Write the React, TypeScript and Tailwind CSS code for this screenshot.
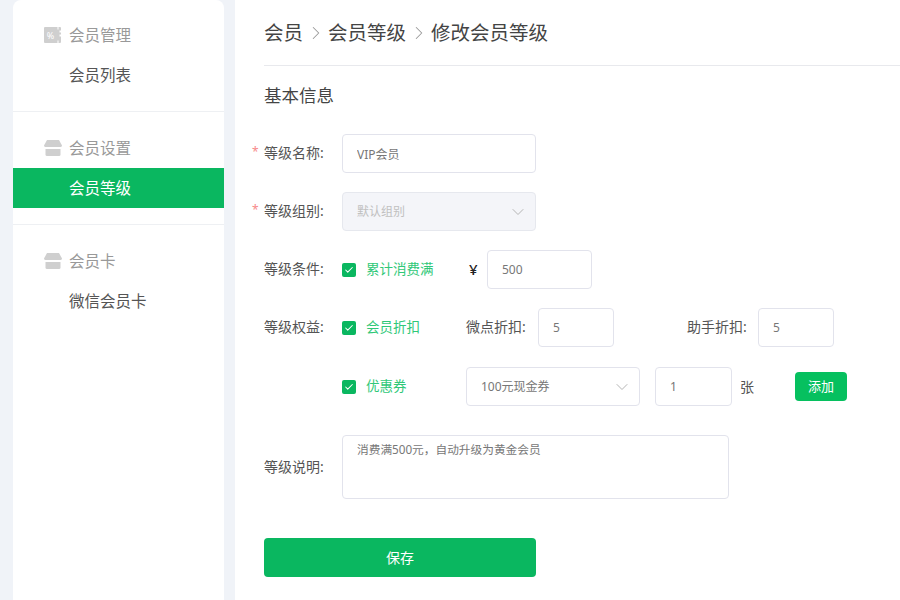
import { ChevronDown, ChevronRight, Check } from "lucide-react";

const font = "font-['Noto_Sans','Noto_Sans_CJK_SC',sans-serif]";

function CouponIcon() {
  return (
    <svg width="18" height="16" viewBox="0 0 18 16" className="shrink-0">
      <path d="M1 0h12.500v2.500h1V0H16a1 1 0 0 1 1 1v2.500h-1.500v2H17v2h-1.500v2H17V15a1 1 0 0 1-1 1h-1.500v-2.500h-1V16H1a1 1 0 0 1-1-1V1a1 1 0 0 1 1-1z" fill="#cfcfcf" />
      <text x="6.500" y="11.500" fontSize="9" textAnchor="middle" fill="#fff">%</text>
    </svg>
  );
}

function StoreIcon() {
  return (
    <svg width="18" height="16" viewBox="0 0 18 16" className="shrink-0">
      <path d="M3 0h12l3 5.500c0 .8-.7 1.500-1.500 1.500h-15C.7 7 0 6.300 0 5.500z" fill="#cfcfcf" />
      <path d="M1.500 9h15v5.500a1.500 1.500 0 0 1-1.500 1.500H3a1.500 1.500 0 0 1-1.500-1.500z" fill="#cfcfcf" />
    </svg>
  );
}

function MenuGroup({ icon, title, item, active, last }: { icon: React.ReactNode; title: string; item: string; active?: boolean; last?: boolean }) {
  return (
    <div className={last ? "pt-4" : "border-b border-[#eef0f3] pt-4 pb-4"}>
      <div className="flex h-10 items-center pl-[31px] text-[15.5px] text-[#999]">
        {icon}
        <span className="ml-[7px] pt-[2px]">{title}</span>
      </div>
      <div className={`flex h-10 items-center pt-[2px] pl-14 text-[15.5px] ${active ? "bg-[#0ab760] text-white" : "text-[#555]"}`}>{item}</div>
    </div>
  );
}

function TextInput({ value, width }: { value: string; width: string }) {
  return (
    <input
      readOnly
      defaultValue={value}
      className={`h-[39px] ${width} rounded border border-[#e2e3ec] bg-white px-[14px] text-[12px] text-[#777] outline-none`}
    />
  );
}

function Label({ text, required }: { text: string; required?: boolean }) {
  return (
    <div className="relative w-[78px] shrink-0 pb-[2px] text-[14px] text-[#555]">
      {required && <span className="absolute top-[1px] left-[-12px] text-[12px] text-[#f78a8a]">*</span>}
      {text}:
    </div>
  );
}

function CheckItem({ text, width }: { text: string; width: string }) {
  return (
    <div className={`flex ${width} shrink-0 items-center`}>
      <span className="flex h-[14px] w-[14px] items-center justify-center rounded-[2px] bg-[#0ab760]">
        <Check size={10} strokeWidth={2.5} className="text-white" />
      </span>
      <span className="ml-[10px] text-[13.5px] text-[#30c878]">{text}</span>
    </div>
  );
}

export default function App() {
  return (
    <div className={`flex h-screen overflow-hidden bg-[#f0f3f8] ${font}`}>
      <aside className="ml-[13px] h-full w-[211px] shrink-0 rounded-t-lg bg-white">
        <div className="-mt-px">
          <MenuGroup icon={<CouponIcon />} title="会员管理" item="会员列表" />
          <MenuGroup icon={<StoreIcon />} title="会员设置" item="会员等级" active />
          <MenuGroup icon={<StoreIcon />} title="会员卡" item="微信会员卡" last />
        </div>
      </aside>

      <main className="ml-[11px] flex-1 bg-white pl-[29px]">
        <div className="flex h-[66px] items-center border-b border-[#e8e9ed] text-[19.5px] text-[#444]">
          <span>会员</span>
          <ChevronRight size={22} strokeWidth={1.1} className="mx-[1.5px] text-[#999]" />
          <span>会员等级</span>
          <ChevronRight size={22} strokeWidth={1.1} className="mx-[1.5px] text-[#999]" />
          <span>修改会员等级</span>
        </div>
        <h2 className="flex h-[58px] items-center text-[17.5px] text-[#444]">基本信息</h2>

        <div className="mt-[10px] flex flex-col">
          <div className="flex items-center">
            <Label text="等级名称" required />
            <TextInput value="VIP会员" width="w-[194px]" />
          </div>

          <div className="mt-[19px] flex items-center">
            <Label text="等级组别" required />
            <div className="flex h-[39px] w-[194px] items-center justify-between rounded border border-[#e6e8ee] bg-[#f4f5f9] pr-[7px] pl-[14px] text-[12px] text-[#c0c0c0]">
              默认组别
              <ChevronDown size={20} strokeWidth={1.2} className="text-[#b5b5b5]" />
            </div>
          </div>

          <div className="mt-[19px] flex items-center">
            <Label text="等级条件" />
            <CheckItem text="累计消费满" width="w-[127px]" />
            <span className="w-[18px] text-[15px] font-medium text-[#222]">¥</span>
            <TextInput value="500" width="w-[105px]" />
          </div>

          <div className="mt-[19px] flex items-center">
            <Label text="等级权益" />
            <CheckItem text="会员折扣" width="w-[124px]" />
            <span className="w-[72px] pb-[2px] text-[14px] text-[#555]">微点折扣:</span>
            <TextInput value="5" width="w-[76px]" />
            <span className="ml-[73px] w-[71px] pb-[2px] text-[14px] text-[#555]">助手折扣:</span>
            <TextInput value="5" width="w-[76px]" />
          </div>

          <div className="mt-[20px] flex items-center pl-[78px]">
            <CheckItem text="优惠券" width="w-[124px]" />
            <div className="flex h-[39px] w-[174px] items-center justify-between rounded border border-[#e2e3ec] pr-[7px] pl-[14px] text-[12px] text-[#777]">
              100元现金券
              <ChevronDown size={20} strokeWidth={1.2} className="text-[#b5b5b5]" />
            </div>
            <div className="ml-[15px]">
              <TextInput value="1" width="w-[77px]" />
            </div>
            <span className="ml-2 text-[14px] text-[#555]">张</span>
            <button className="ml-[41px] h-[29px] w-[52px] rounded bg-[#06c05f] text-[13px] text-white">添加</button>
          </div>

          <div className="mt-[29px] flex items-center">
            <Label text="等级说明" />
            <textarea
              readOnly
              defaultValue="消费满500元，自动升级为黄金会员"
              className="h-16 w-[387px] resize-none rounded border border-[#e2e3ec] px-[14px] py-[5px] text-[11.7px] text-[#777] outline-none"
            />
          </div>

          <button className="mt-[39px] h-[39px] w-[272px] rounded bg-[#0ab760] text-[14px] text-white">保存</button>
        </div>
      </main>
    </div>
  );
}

* * *

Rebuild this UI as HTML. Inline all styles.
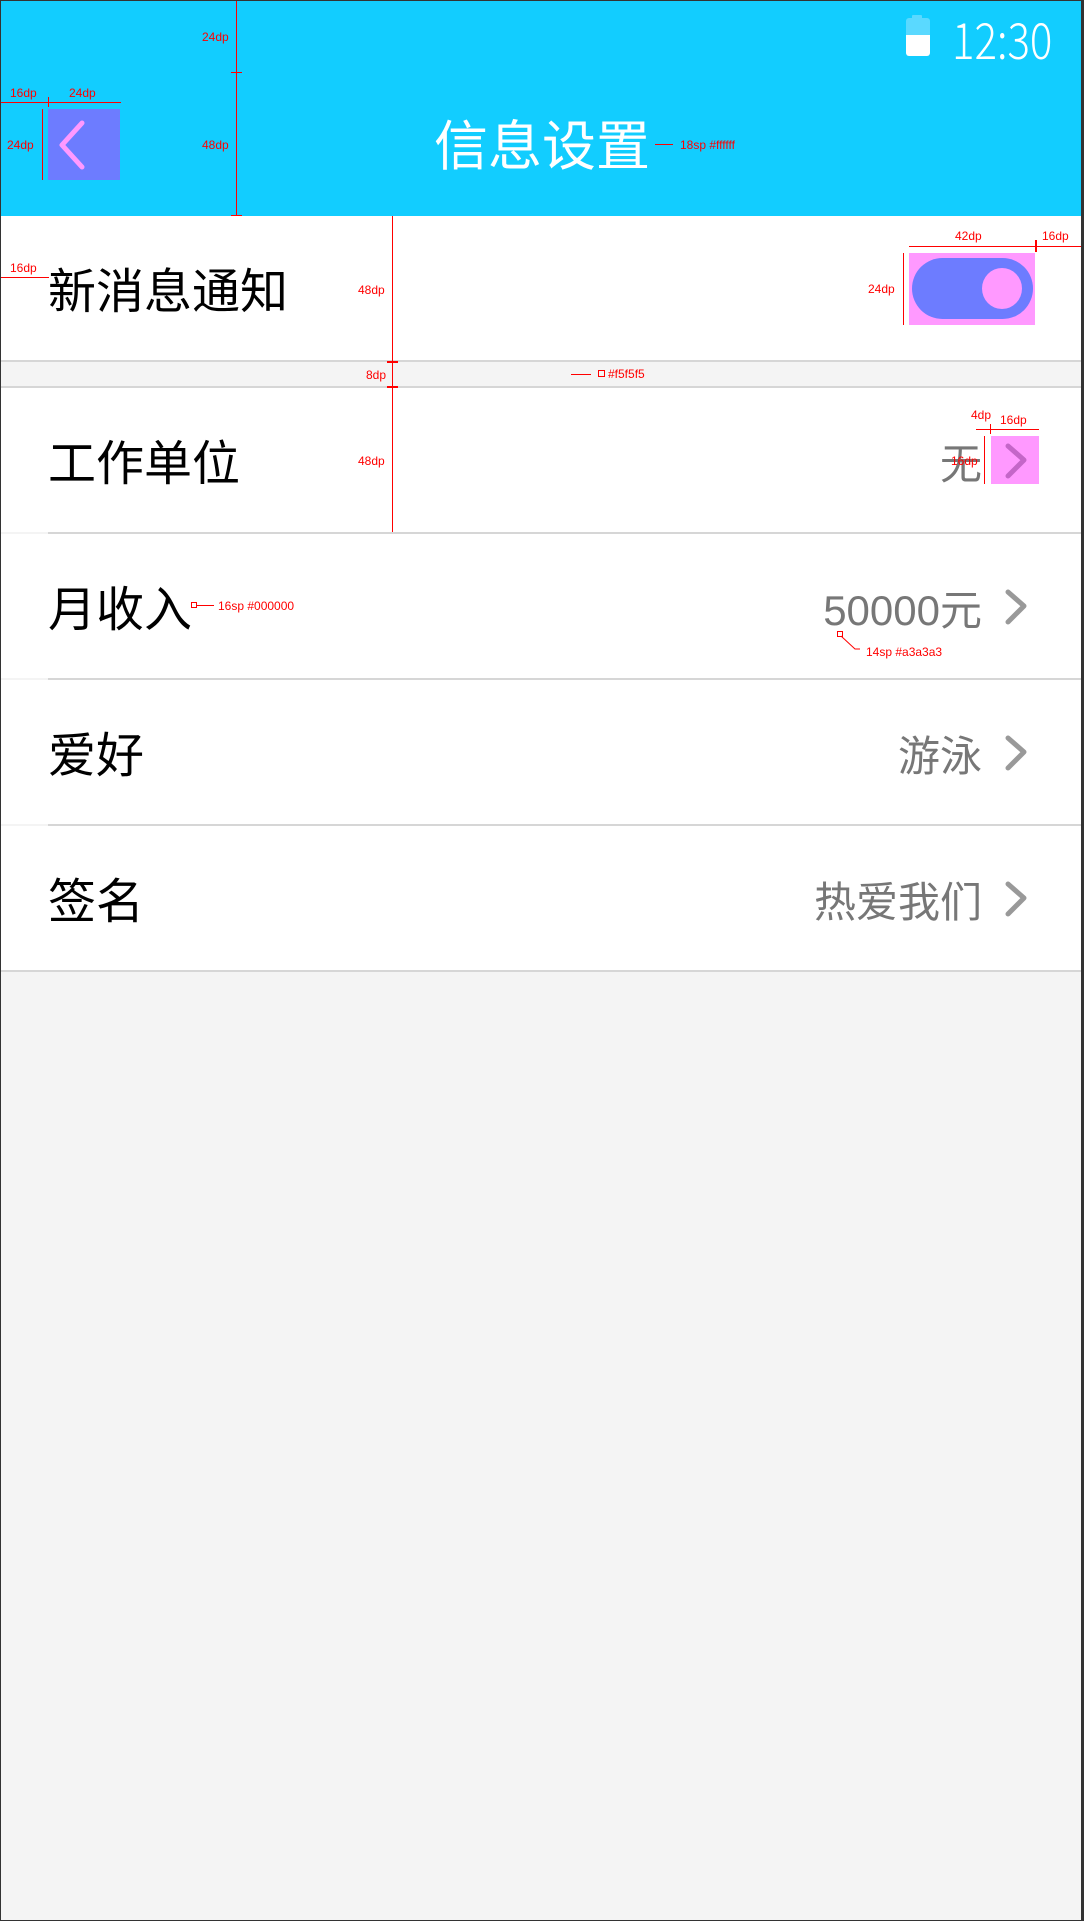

...

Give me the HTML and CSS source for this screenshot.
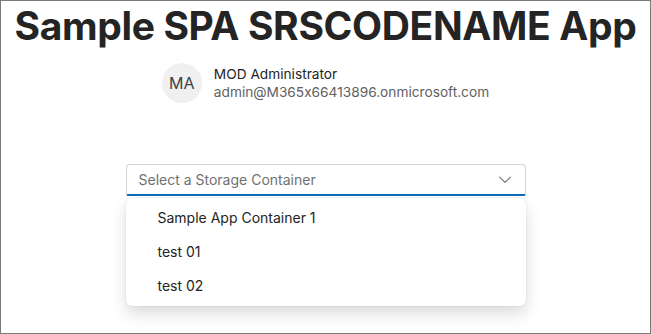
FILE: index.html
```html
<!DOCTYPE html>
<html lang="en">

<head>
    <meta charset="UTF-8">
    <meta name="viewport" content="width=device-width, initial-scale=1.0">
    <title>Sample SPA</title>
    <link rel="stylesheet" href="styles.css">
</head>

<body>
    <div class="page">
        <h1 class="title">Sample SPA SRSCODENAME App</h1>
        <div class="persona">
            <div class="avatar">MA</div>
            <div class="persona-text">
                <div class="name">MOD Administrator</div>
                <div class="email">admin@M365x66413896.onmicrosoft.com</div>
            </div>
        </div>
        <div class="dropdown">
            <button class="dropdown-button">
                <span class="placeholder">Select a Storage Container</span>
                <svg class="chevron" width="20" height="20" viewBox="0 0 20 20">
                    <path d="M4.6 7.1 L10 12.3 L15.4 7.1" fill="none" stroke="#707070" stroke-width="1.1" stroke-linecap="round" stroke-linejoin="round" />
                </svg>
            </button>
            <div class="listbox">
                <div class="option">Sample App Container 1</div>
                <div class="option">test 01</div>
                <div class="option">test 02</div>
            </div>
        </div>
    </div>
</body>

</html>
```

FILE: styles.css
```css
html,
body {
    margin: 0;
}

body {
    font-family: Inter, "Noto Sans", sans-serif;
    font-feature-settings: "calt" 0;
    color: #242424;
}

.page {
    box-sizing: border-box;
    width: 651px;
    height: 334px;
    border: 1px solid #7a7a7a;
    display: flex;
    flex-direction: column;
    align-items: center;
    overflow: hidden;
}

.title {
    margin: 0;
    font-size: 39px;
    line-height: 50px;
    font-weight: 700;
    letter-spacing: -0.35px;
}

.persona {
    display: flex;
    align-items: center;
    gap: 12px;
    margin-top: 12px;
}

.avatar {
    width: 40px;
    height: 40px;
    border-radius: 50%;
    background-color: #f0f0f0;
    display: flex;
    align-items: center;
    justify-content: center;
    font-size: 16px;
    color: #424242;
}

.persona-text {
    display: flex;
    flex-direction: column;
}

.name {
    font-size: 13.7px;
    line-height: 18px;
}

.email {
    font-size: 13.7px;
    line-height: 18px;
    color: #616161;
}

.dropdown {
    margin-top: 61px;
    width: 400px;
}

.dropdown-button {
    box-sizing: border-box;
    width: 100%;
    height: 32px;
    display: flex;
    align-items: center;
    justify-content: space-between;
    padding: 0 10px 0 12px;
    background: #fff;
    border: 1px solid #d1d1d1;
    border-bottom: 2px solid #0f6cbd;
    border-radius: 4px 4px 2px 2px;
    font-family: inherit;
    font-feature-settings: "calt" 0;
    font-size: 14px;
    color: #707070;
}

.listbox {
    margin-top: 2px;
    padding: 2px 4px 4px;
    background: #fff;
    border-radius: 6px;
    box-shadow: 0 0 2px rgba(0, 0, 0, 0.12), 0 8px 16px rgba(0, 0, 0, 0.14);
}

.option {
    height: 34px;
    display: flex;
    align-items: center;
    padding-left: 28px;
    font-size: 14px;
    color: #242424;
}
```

# Task objective
Collect each line of the entries that has the word "styles", copying it in full.

# Problem solution
Rebuild this UI as HTML. Inline all styles.
    <link rel="stylesheet" href="styles.css">
FILE: styles.css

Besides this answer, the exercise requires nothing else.